WHAT TO PRODUCE: Scan the data below and pick out the lines containing the word "React".

-------- EXCERPTED RECORDS --------

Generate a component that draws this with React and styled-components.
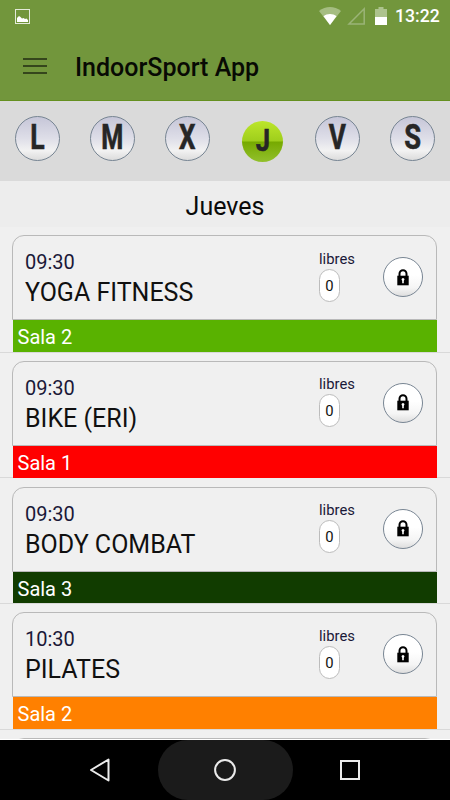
import React, { useState } from 'react';
import styled, { createGlobalStyle, css } from 'styled-components';

const GlobalStyle = createGlobalStyle`
  body {
    margin: 0;
    font-family: Roboto, "Liberation Sans", sans-serif;
    background: #f0f0f0;
  }

  * {
    box-sizing: border-box;
  }
`;

const Screen = styled.div`
  display: flex;
  flex-direction: column;
  width: 450px;
  height: 800px;
  overflow: hidden;
  background: #f0f0f0;
`;

const Header = styled.header`
  height: 101px;
  background: #72963c;
  border-bottom: 1px solid #659020;
`;

const StatusBar = styled.div`
  display: flex;
  align-items: center;
  height: 32px;
  padding: 0 10px 0 15px;
  color: #fff;

  svg {
    display: block;
  }
`;

const StatusIcons = styled.div`
  display: flex;
  align-items: center;
  margin-left: auto;
`;

const SignalGap = styled.span`
  margin: 0 9px 0 6px;
`;

const Clock = styled.span`
  width: 45px;
  margin-left: 8px;
  font-size: 17.6px;
  font-weight: 500;
  line-height: 33px;
  white-space: nowrap;
`;

const Toolbar = styled.div`
  display: flex;
  align-items: center;
  height: 68px;
  padding: 4px 0 0 23px;
`;

const MenuButton = styled.button`
  display: flex;
  flex-direction: column;
  gap: 5px;
  width: 24px;
  margin: 0 28px 4px 0;
  padding: 0;
  border: 0;
  background: none;

  span {
    height: 2px;
    background: #35461c;
  }
`;

const Title = styled.h1`
  margin: 0;
  font-size: 25px;
  font-weight: 500;
  line-height: 32px;
  color: #080a04;
`;

const Days = styled.nav`
  display: flex;
  height: 80px;
  padding-top: 15px;
  background: #dadada;
`;

const DaySlot = styled.div`
  display: flex;
  justify-content: center;
  width: 75px;
`;

const DayButton = styled.button`
  display: flex;
  align-items: center;
  justify-content: center;
  width: 45px;
  height: 45px;
  padding: 0;
  border: 1px solid #768492;
  border-radius: 50%;
  background: linear-gradient(#c6c6d8, #dedee8 50%, #f2f2f2 78%, #dcdcdc);
  color: #262626;
  font-family: inherit;
  font-size: 35px;
  font-weight: 700;
  line-height: 41px;

  span {
    display: block;
    margin-top: -2px;
    transform: scaleX(${({ $squeeze }) => $squeeze});
    -webkit-text-stroke: 0.6px #262626;
  }

  ${({ $active }) => $active && css`
    width: 41px;
    height: 41px;
    margin-top: 5px;
    border: 0;
    background: linear-gradient(#bce62a, #9fce1c 49%, #76a900 51%, #92c02c);
    font-size: 32px;
  `}
`;

const DayTitle = styled.h2`
  height: 46px;
  margin: 0;
  background: #ededed;
  font-size: 25px;
  font-weight: 400;
  line-height: 51px;
  text-align: center;
  color: #0a0a0a;
`;

const List = styled.main`
  flex: 1;
  min-height: 0;
  overflow: hidden;
  border-bottom: 1px solid #fff;
`;

const Row = styled.article`
  height: 125.67px;
  padding: 8.3px 13px 0 12px;
  border-bottom: 1px solid #d9d9d9;
`;

const Card = styled.div`
  display: flex;
  height: 85px;
  padding-left: 12px;
  border: 1px solid #b9b9b9;
  border-radius: 12px 12px 0 0;
`;

const Info = styled.div`
  width: 294px;
  padding-top: 13px;
`;

const Time = styled.div`
  font-size: 20px;
  line-height: 26px;
  color: #1a1838;
`;

const Name = styled.div`
  margin-top: 2px;
  font-size: 25px;
  line-height: 32px;
  white-space: nowrap;
  color: #101010;
`;

const Free = styled.div`
  width: 64px;
  padding-top: 12.5px;
  font-size: 14.8px;
  line-height: 20px;
  color: #1a1838;
`;

const Count = styled.div`
  width: 21px;
  height: 33px;
  border: 1px solid #bcbcbc;
  border-radius: 11px;
  background: #fff;
  line-height: 33px;
  text-align: center;
  color: #111;
`;

const LockButton = styled.button`
  display: flex;
  align-items: center;
  justify-content: center;
  width: 40px;
  height: 40px;
  margin-top: 21px;
  padding: 0;
  border: 1px solid #788593;
  border-radius: 50%;
  background: linear-gradient(#fff 45%, #f5f5f5 78%, #dedede);
`;

const Room = styled.div`
  height: 31.7px;
  margin-left: 1px;
  padding-left: 4.5px;
  background: ${({ $color }) => $color};
  color: #fff;
  font-size: 20px;
  line-height: 35px;
`;

const NavBar = styled.footer`
  display: flex;
  align-items: center;
  justify-content: center;
  height: 60px;
  background: #000;
`;

const NavButton = styled.button`
  display: flex;
  align-items: center;
  justify-content: center;
  width: ${({ $wide }) => ($wide ? '135px' : '115px')};
  height: 60px;
  padding: 0;
  border: 0;
  border-radius: 30px;
  background: ${({ $wide }) => ($wide ? '#1b1b1b' : 'none')};
`;

const PictureIcon = () => (
  <svg width="15" height="15" viewBox="0 0 15 15">
    <rect x=".5" y=".5" width="14" height="14" fill="none" stroke="#e3ead9" />
    <path d="M2 13V9l2-2 1.5 1 1.5 1.5L8.5 9l1.5 1 1.5-.5L13 11v2z" fill="#fff" />
  </svg>
);

const WifiIcon = () => (
  <svg width="22" height="18" viewBox="0 0 22 18">
    <path d="M0 4C6.5-1.2 15.5-1.2 22 4L11 18z" fill="#a5bd82" />
    <path d="M4.5 9.2C8 6.4 14 6.4 17.5 9.2L11 18z" fill="#fff" />
  </svg>
);

const SignalIcon = () => (
  <svg width="19" height="18" viewBox="0 0 19 18">
    <path d="M2 17H17.2V1.8z" fill="none" stroke="#9bb477" strokeWidth="1.5" />
  </svg>
);

const BatteryIcon = () => (
  <svg width="12" height="18" viewBox="0 0 12 18">
    <path d="M0 2h3.5V0h5v2H12v8H0z" fill="#adc38d" />
    <path d="M0 10h12v8H0z" fill="#fff" />
  </svg>
);

const LockIcon = () => (
  <svg width="12" height="17" viewBox="0 0 12 17">
    <path d="M2.5 7.5V4.7a3.5 3.5 0 0 1 7 0v2.8" fill="none" stroke="#000" strokeWidth="2" />
    <rect x=".3" y="6.7" width="11.4" height="9.6" fill="#000" />
    <path d="M5.2 14.2v-2.5a1.4 1.4 0 1 1 1.6 0v2.5z" fill="#fff" />
  </svg>
);

const BackIcon = () => (
  <svg width="22" height="24" viewBox="0 0 22 24">
    <path d="M19.5 1.5v21L2 12z" fill="none" stroke="#ebebeb" strokeWidth="2" strokeLinejoin="round" />
  </svg>
);

const HomeIcon = () => (
  <svg width="22" height="22" viewBox="0 0 22 22">
    <circle cx="11" cy="11" r="9.9" fill="none" stroke="#ebebeb" strokeWidth="2" />
  </svg>
);

const RecentIcon = () => (
  <svg width="20" height="20" viewBox="0 0 20 20">
    <rect x="1" y="1" width="18" height="18" fill="none" stroke="#ebebeb" strokeWidth="2" />
  </svg>
);

const days = [
  { letter: 'L', name: 'Lunes', squeeze: 0.76 },
  { letter: 'M', name: 'Martes', squeeze: 0.72 },
  { letter: 'X', name: 'Miércoles', squeeze: 0.74 },
  { letter: 'J', name: 'Jueves', squeeze: 0.8 },
  { letter: 'V', name: 'Viernes', squeeze: 0.75 },
  { letter: 'S', name: 'Sábado', squeeze: 0.78 },
];

const sessions = [
  { time: '09:30', name: 'YOGA FITNESS', room: 'Sala 2', color: '#59b200' },
  { time: '09:30', name: 'BIKE (ERI)', room: 'Sala 1', color: '#ff0000' },
  { time: '09:30', name: 'BODY COMBAT', room: 'Sala 3', color: '#113c00' },
  { time: '10:30', name: 'PILATES', room: 'Sala 2', color: '#ff8000' },
];

const Session = ({ time, name, room, color }) => (
  <Row>
    <Card>
      <Info>
        <Time>{time}</Time>
        <Name>{name}</Name>
      </Info>
      <Free>
        libres
        <Count>0</Count>
      </Free>
      <LockButton aria-label="Reservar">
        <LockIcon />
      </LockButton>
    </Card>
    <Room $color={color}>{room}</Room>
  </Row>
);

const App = () => {
  const [day, setDay] = useState(days[3]);

  return (
    <Screen>
      <GlobalStyle />
      <Header>
        <StatusBar>
          <PictureIcon />
          <StatusIcons>
            <WifiIcon />
            <SignalGap><SignalIcon /></SignalGap>
            <BatteryIcon />
            <Clock>13:22</Clock>
          </StatusIcons>
        </StatusBar>
        <Toolbar>
          <MenuButton aria-label="Menú">
            <span />
            <span />
            <span />
          </MenuButton>
          <Title>IndoorSport App</Title>
        </Toolbar>
      </Header>

      <Days>
        {days.map((d) => (
          <DaySlot key={d.letter}>
            <DayButton $active={d === day} $squeeze={d.squeeze} onClick={() => setDay(d)}>
              <span>{d.letter}</span>
            </DayButton>
          </DaySlot>
        ))}
      </Days>
      <DayTitle>{day.name}</DayTitle>

      <List>
        {sessions.map((s) => (
          <Session key={s.time + s.name} {...s} />
        ))}
        {/* next session, cut off by the navigation bar */}
        <Row>
          <Card />
        </Row>
      </List>

      <NavBar>
        <NavButton aria-label="Atrás"><BackIcon /></NavButton>
        <NavButton $wide aria-label="Inicio"><HomeIcon /></NavButton>
        <NavButton aria-label="Recientes"><RecentIcon /></NavButton>
      </NavBar>
    </Screen>
  );
};

export default App;
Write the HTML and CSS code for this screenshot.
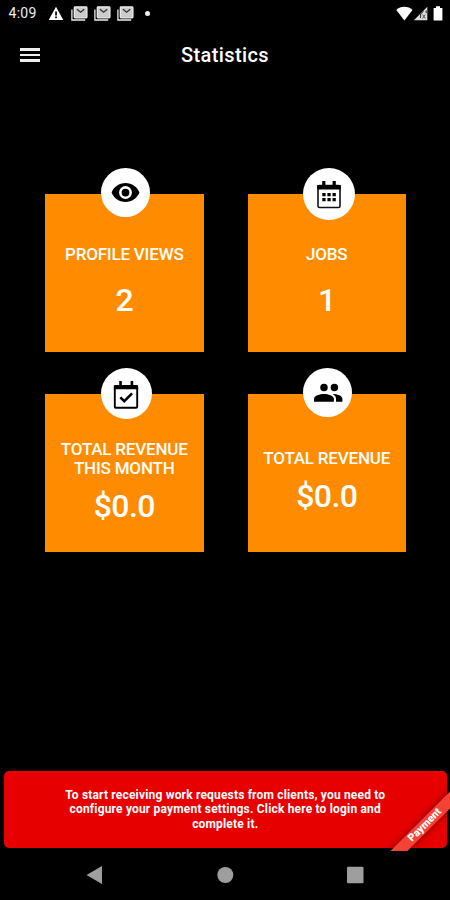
FILE: index.html
```html
<!DOCTYPE html>
<html lang="en">
<head>
  <meta charset="UTF-8">
  <title>Statistics</title>
  <link rel="stylesheet" href="styles.css">
</head>
<body>
  <svg class="defs">
    <symbol id="gallery" viewBox="0 0 17 15">
      <path d="M.9 3.5v10.5h13.3" fill="none" stroke="#eee" stroke-width="1.3"/>
      <rect x="3.3" y="0.9" width="12.6" height="10.9" rx=".8" fill="#ccc" stroke="#eee" stroke-width="1.3"/>
      <path d="M6 3.2l3.6 3 3.6-3" fill="none" stroke="#333" stroke-width="1.4"/>
    </symbol>
  </svg>

  <div class="status-bar">
    <span class="clock">4:09</span>
    <svg class="warning" width="16" height="15" viewBox="0 0 16 15"><path d="M8 .8L15.3 14H.7z" fill="#fff"/><path d="M7.2 5.5h1.7v4H7.2zM7.2 10.5h1.7v1.7H7.2z" fill="#000"/></svg>
    <svg class="mail" width="17" height="15"><use href="#gallery"/></svg>
    <svg class="mail" width="17" height="15"><use href="#gallery"/></svg>
    <svg class="mail" width="17" height="15"><use href="#gallery"/></svg>
    <span class="dot"></span>
    <div class="system">
      <svg width="17" height="15" viewBox="0 0 17 15"><path d="M8.4 14.5L.3 4Q3.6.7 8.4.7T16.5 4z" fill="#fff"/></svg>
      <svg width="16" height="15" viewBox="0 0 16 15"><path d="M14.3.7v13.6H.8z" fill="#ddd"/><path d="M13.2 4.5v2.6M7.6 12V8l3-2.8" stroke="#222" stroke-width="1" fill="none"/><path d="M9.5 8.5l2.8 4M12.3 8.5l-2.8 4" stroke="#555" stroke-width="1"/></svg>
      <svg width="12" height="15" viewBox="0 0 12 15"><path d="M4 .2h4v1.8h2.4v12.6H1.6V2H4z" fill="#fff"/></svg>
    </div>
  </div>

  <header>
    <button class="menu" aria-label="Menu"><span></span><span></span><span></span></button>
    <h1>Statistics</h1>
  </header>

  <main>
    <div class="card">
      <div class="badge">
        <svg width="31" height="31" viewBox="0 0 24 24"><path d="M12 4.7C7 4.7 2.9 7.7 1.2 12c1.7 4.3 5.8 7.3 10.8 7.3s9.1-3 10.8-7.3C21.1 7.7 17 4.7 12 4.7zM12 17a5 5 0 1 1 0-10 5 5 0 0 1 0 10zm0-8a3 3 0 1 0 0 6 3 3 0 0 0 0-6z"/></svg>
      </div>
      <h2>PROFILE VIEWS</h2>
      <p class="value">2</p>
    </div>
    <div class="card">
      <div class="badge large">
        <svg width="26" height="30" viewBox="0 0 26 30"><rect x="2" y="6.5" width="22" height="22" rx="1.5" fill="none" stroke="#111" stroke-width="1.6"/><path d="M1.2 6h23.6v4.5H1.2zM6.2 2h3.2v5H6.2zM16.6 2h3.2v5h-3.2z"/><path d="M6.3 14h3.3v3.2H6.3zM11.4 14h3.3v3.2h-3.3zM16.5 14h3.3v3.2h-3.3zM6.3 19h3.3v3.2H6.3zM11.4 19h3.3v3.2h-3.3zM16.5 19h3.3v3.2h-3.3z"/></svg>
      </div>
      <h2>JOBS</h2>
      <p class="value">1</p>
    </div>
    <div class="card two-line">
      <div class="badge medium">
        <svg width="26" height="30" viewBox="0 0 26 30"><rect x="1.8" y="7" width="22.4" height="21.8" rx="1" fill="none" stroke="#000" stroke-width="1.9"/><path d="M.9 6.3h24.2v4H.9zM6.2 2h2.6v5H6.2zM17.6 2h2.6v5h-2.6z"/><path d="M7.3 18.3l4 3.9 7.8-7.8" fill="none" stroke="#000" stroke-width="2.5"/></svg>
      </div>
      <h2>TOTAL REVENUE<br>THIS MONTH</h2>
      <p class="value">$0.0</p>
    </div>
    <div class="card revenue">
      <div class="badge">
        <svg width="32" height="32" viewBox="0 0 24 24"><circle cx="9" cy="7.8" r="2.8"/><circle cx="16.8" cy="7.8" r="2.8"/><path d="M1.5 18.6v-2.2c0-2.5 4.7-3.6 7.5-3.6s7.4 1.1 7.4 3.6v2.2zM15.5 12.8c3.3 0 7.3 1.2 7.3 3.6v2.2H18v-2.2c0-1.7-1-2.7-2.5-3.6z"/></svg>
      </div>
      <h2>TOTAL REVENUE</h2>
      <p class="value">$0.0</p>
    </div>
  </main>

  <div class="notice">
    <p>To start receiving work requests from clients, you need to<br>configure your payment settings. Click here to login and<br>complete it.</p>
    <div class="corner"><span class="ribbon">Payment</span></div>
  </div>

  <nav>
    <svg width="18" height="20" viewBox="0 0 18 20"><path d="M.5 10L16 1v18z"/></svg>
    <svg width="18" height="20" viewBox="0 0 18 20"><circle cx="9.3" cy="10" r="8"/></svg>
    <svg width="18" height="20" viewBox="0 0 18 20"><rect x="1" y="1.8" width="16.5" height="16.5" rx="1"/></svg>
  </nav>
</body>
</html>
```

FILE: styles.css
```css
* { box-sizing: border-box; }
body {
  display: flex;
  flex-direction: column;
  height: 900px;
  margin: 0;
  background: #000;
  color: #fff;
  font-family: Roboto, sans-serif;
  overflow: hidden;
}
h1, h2, p { margin: 0; }
.defs {
  position: absolute;
  width: 0;
  height: 0;
}
.status-bar {
  display: flex;
  align-items: center;
  height: 26px;
  padding: 0 6px 0 8.5px;
}
.clock {
  width: 39.5px;
  font-size: 14px;
  line-height: 26px;
  letter-spacing: 0.3px;
  color: #eee;
}
.warning { margin-right: 7px; }
.mail { margin-right: 6px; }
.dot {
  width: 5px;
  height: 5px;
  margin-left: 5px;
  border-radius: 50%;
  background: #eee;
}
.system {
  display: flex;
  margin-left: auto;
}
.system svg:last-child { margin-left: 3px; }
header {
  display: grid;
  grid-template-columns: 60px 1fr 60px;
  align-items: center;
  height: 58px;
}
header h1 {
  font-size: 20px;
  font-weight: 500;
  line-height: 24px;
  letter-spacing: 0.4px;
  text-align: center;
}
.menu {
  display: flex;
  flex-direction: column;
  gap: 3px;
  width: 20px;
  margin-left: 20px;
  padding: 0;
  border: none;
  background: none;
}
.menu span {
  width: 19.5px;
  height: 2.5px;
  background: #eee;
}
main {
  flex: 1;
  display: grid;
  grid-template-columns: 158.5px 158.5px;
  grid-auto-rows: 158px;
  gap: 42px 44px;
  padding: 110px 45px 0;
}
.card {
  position: relative;
  padding-top: 51px;
  background: #ff8c00;
  text-align: center;
}
.badge {
  position: absolute;
  top: -26px;
  left: 55.5px;
  display: flex;
  align-items: center;
  justify-content: center;
  width: 49px;
  height: 49px;
  border-radius: 50%;
  background: #fff;
}
.badge.large {
  width: 52px;
  height: 52px;
}
.badge.medium {
  width: 51px;
  height: 51px;
}
.card h2 {
  font-size: 17px;
  font-weight: 500;
  line-height: 19px;
  letter-spacing: -0.2px;
}
.value {
  margin-top: 17px;
  font-size: 32px;
  font-weight: 500;
  line-height: 38px;
  letter-spacing: -0.6px;
}
.two-line { padding-top: 46px; }
.two-line .value { margin-top: 9px; }
.revenue { padding-top: 55px; }
.revenue .value { margin-top: 9px; }
.notice {
  position: relative;
  height: 77.5px;
  margin: 0 3px 0 3.5px;
  padding-top: 17px;
  border-radius: 5px;
  background: #e60000;
  text-align: center;
}
.notice p {
  font-size: 12px;
  font-weight: 700;
  line-height: 14.7px;
  letter-spacing: 0.18px;
}
.corner {
  position: absolute;
  right: -3px;
  bottom: -3px;
  width: 80px;
  height: 80px;
  overflow: hidden;
}
.ribbon {
  position: absolute;
  left: -5.5px;
  top: 48px;
  width: 120px;
  height: 12.4px;
  background: #f44336;
  box-shadow: 0 0 6px rgba(0, 0, 0, 0.5);
  font-size: 10.5px;
  font-weight: 900;
  line-height: 12.4px;
  transform: rotate(-45deg);
}
nav {
  display: flex;
  justify-content: space-between;
  height: 52px;
  padding: 17px 86px 0;
}
nav svg { fill: #9e9e9e; }
```
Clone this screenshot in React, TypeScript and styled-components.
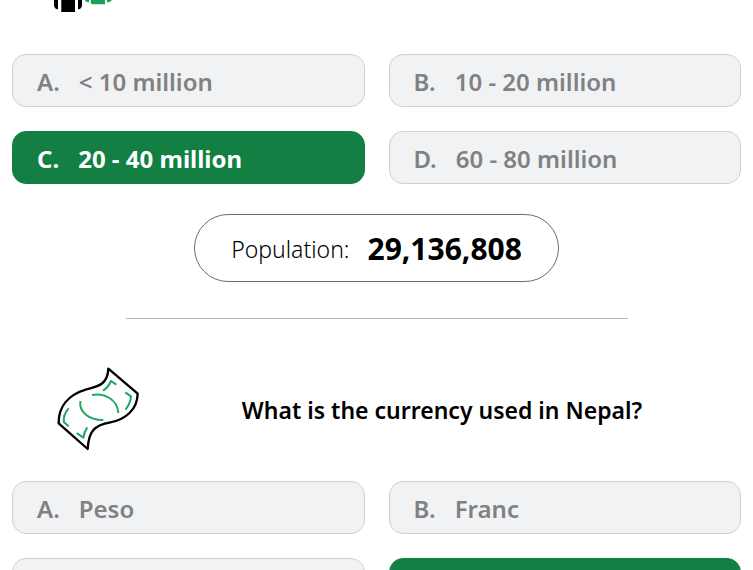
import React from "react";
import styled, { createGlobalStyle } from "styled-components";

const GlobalStyle = createGlobalStyle`
  * { box-sizing: border-box; }
  body {
    margin: 0;
    background: #ffffff;
    color: #000000;
    font-family: "Segoe UI", "Noto Sans", "Open Sans", sans-serif;
  }
`;

const Page = styled.main`
  height: 100vh;
  overflow: hidden;
`;

const Question = styled.section`
  padding: 0 12px;
`;

const PreviousIcon = styled.div`
  display: flex;
  justify-content: center;
  width: 142px;
  height: 12px;
  margin-bottom: 42px;
`;

const QuestionHeader = styled.header`
  display: grid;
  grid-template-columns: 171px 1fr;
  align-items: center;
  padding: 41px 0 21px;
`;

const IconCell = styled.div`
  display: flex;
  justify-content: center;
`;

const Title = styled.h2`
  margin: 0;
  padding-right: 40px;
  font-size: 23px;
  line-height: 32px;
  font-weight: 600;
  text-align: center;
`;

const Options = styled.div`
  display: grid;
  grid-template-columns: 1fr 1fr;
  gap: 24px;
`;

const Option = styled.button<{ $correct?: boolean }>`
  display: flex;
  align-items: center;
  gap: 19px;
  height: 53px;
  padding: 2px 24px 0;
  border: 1px solid ${(p) => (p.$correct ? "#137f43" : "#ced0d3")};
  border-radius: 14px;
  background: ${(p) => (p.$correct ? "#137f43" : "#f1f2f4")};
  color: ${(p) => (p.$correct ? "#ffffff" : "#808183")};
  font-family: inherit;
  font-size: 24px;
  line-height: 32px;
  font-weight: ${(p) => (p.$correct ? 700 : 600)};
  text-align: left;
`;

const Answer = styled.p`
  display: flex;
  align-items: center;
  justify-content: center;
  gap: 18px;
  width: fit-content;
  height: 68px;
  margin: 30px auto 0;
  padding: 2px 36px 0;
  border: 1px solid #5f6f80;
  border-radius: 34px;
`;

const AnswerLabel = styled.span`
  font-size: 23px;
  line-height: 36px;
  font-weight: 300;
`;

const AnswerValue = styled.strong`
  font-size: 30px;
  line-height: 36px;
  font-weight: 700;
`;

const Divider = styled.hr`
  width: calc(100% * 2 / 3);
  height: 1px;
  margin: 36px auto 0;
  border: 0;
  background: #b4b8b9;
`;

type Choice = { letter: string; text?: string; correct?: boolean };

const populationChoices: Choice[] = [
  { letter: "A", text: "< 10 million" },
  { letter: "B", text: "10 - 20 million" },
  { letter: "C", text: "20 - 40 million", correct: true },
  { letter: "D", text: "60 - 80 million" },
];

const currencyChoices: Choice[] = [
  { letter: "A", text: "Peso" },
  { letter: "B", text: "Franc" },
  { letter: "C" },
  { letter: "D", correct: true },
];

function ChoiceGrid({ choices }: { choices: Choice[] }) {
  return (
    <Options>
      {choices.map((c) =>
        c.text ? (
          <Option key={c.letter} type="button" $correct={c.correct}>
            <span>{c.letter}.</span>
            <span>{c.text}</span>
          </Option>
        ) : (
          <Option key={c.letter} type="button" $correct={c.correct} aria-label={c.letter} />
        )
      )}
    </Options>
  );
}

function PeopleIcon() {
  return (
    <svg width="60" height="12" viewBox="0 0 60 12" aria-hidden="true">
      <path d="M1 0H5V9.2Q1.4 9 1 5.5Z M8.3 0H22V12H8.3Z M25 0H29V5.5Q28.6 9 25 9.2Z" fill="#000" />
      <path d="M31.6 0H36V2.4Q33 2.2 31.6 0Z M37.8 0H52V4.2H39Q38 4 37.8 3Z M54 0H59Q57.6 2.2 54 2.4Z" fill="#1ba05a" />
    </svg>
  );
}

function BanknoteIcon() {
  return (
    <svg width="105" height="100" viewBox="0 0 315 300" fill="none" strokeLinecap="round" strokeLinejoin="round" aria-hidden="true">
      <path
        d="M190 26 L278 101 C277 148 243 178 196 187 C148 195 131 214 128 267 L41 190 C40 142 68 105 124 88 C154 80 188 77 190 26Z"
        stroke="#000"
        strokeWidth="7"
      />
      <g stroke="#20a566" strokeWidth="6" strokeLinecap="butt">
        <path d="M141 105 C180 99 218 119 220 159" />
        <path d="M106 123 C102 155 129 180 175 180" />
        <path d="M174 92 Q190 82 198 63 L214 74" />
        <path d="M241 97 L258 109 Q256 132 241 149" />
        <path d="M71 145 Q53 165 57 187 L71 199" />
        <path d="M95 219 L115 233 Q118 214 127 202" />
      </g>
    </svg>
  );
}

export default function App() {
  return (
    <Page>
      <GlobalStyle />
      <Question>
        <PreviousIcon>
          <PeopleIcon />
        </PreviousIcon>
        <ChoiceGrid choices={populationChoices} />
        <Answer>
          <AnswerLabel>Population:</AnswerLabel>
          <AnswerValue>29,136,808</AnswerValue>
        </Answer>
      </Question>
      <Divider />
      <Question>
        <QuestionHeader>
          <IconCell>
            <BanknoteIcon />
          </IconCell>
          <Title>What is the currency used in Nepal?</Title>
        </QuestionHeader>
        <ChoiceGrid choices={currencyChoices} />
      </Question>
    </Page>
  );
}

--------

RESULT:
Generate a component that draws this with React and styled-components.
import React, { useState } from 'react';
Clone this screenshot in React, TypeScript and styled-components.
import React from "react";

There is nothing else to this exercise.